Wednesday, September 23, 2009

Thank Ford

On the cusp of starting Brave New World.

I'm sitting with a class of 28 sophomores debating the merits of cloning.

One student is confused and thought I meant clowning. For the past five minutes his group had been discussing the ethics of Barnum & Bailey and keeping animals in cages.

I suggest that we could clone clowns for the circus, but that might be comically redundant.

My words are met with a smattering of chuckles and guffaws.

We move on to the caste system.

It suddenly dawns on me that I still don't know all of their names. This is unusual. I have periods 1, 3, 4 & 7 down. Why not period 5? I make a mental note to pick up some memory medicine... Ginkgo? Is that what it's called? Sounds like a tropical fighting fish. In this corner, weighing in at half-an-ounce... Ghengis Ginkgo!

The bell's going to ring. Not for round one of the fish fight, but for the class.

I need something to say for closure.

I need a vacation.

But first, I need to finish grading the summer homework.

I will never again assign journal entries with the directions "minimum of three pages" because some students interpret this to mean: Write 30 pages.

The bell's going to ring.

Wait, didn't I already write that?

I need to get some of that memory medicine...what's it called again?

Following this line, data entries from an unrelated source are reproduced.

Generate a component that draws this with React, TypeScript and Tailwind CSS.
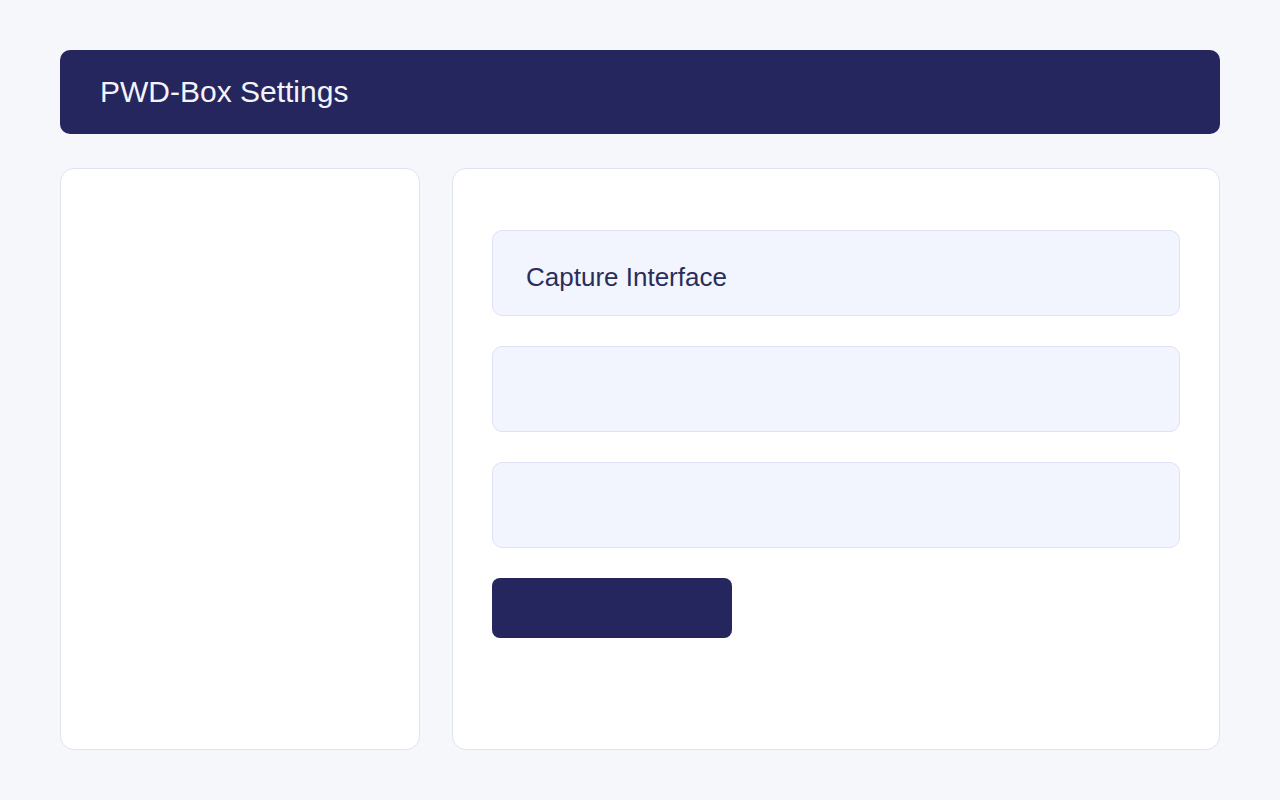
export default function App() {
  const fields = ["Capture Interface", "", ""];

  return (
    <div className="min-h-screen w-full bg-[#f6f7fb] px-[60px] pt-[50px] font-['Liberation_Sans',Arial,sans-serif]">
      {/* Header */}
      <div className="flex h-[84px] items-center rounded-[10px] bg-[#25265e] px-10">
        <h1 className="text-[30px] leading-none text-[#f3f4fb]">PWD-Box Settings</h1>
      </div>

      <div className="mt-[34px] flex gap-8">
        {/* Sidebar */}
        <div className="h-[582px] w-[360px] shrink-0 rounded-[14px] border border-[#e0e2ef] bg-white" />

        {/* Main panel */}
        <div className="h-[582px] flex-1 rounded-[14px] border border-[#e0e2ef] bg-white px-[39px] pt-[61px]">
          <div className="flex flex-col gap-[30px]">
            {fields.map((label, i) => (
              <div
                key={i}
                className="flex h-[86px] items-center rounded-[10px] border border-[#dfe2f4] bg-[#f2f5fe] px-[33px] pt-2"
              >
                {label && (
                  <span className="text-[26px] leading-none text-[#2a2d59]">{label}</span>
                )}
              </div>
            ))}
            <button className="h-[60px] w-[240px] rounded-lg bg-[#25265e]" />
          </div>
        </div>
      </div>
    </div>
  );
}
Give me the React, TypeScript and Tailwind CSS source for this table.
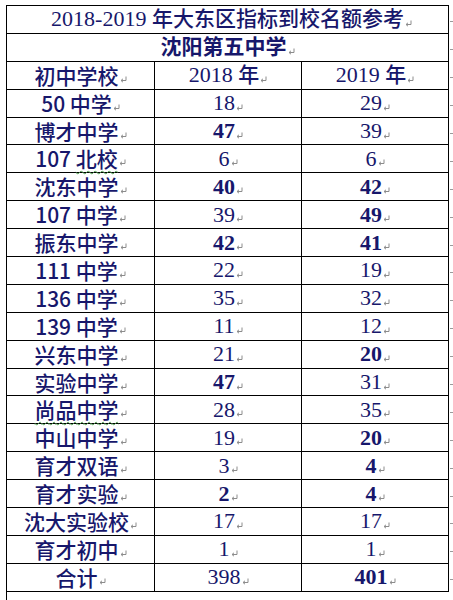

Thursday, September 10, 2009

School Daze

Year seventeen of teaching.

Is it too early to be done?

I asked a colleague this question yesterday.

He laughed, and replied with a knowing shake of his head, "No, I don't think it's too early to be done."

Everyone looks so tired. Kids, adults, small dogs I encounter driving down lonely back roads on my way in...everyone.

"Just have to get back into the routine," another colleague said.

I suppose. I did it to myself. I'm already behind in grading. The sophomores arrived with six-page papers, summer homework on two books they were asked to read over the summer. I have sixty-three left to do, not that I'm counting or anything. I made the mistake of writing three-page minimum in the directions, and that must have sent the subliminal message that writing more is much better than writing less, hence the one cherub who decided to write THIRTY pages (I kid you not).

That's like adding five more students to my teaching load, I thought as I pored over page seventeen. How depressing.

But the kids are great.

Once the bleariness erodes and the Monster Energy drinks kick in, they come alive, laughing and joking, just being kids. And there's a desire to learn, to know more, to grow as individuals. They may mask this at times, but at those moments when you're able to connect and break through that teenage haze, there's intellect and curiosity behind those faces. I love those Kodak moments when the room grows quiet and everything you say seems to hit every pulsing synapse in their heads. Some of them nod, some smile, and some even take notes.

I love those moments.

Hmm, maybe I'm not quite done after all.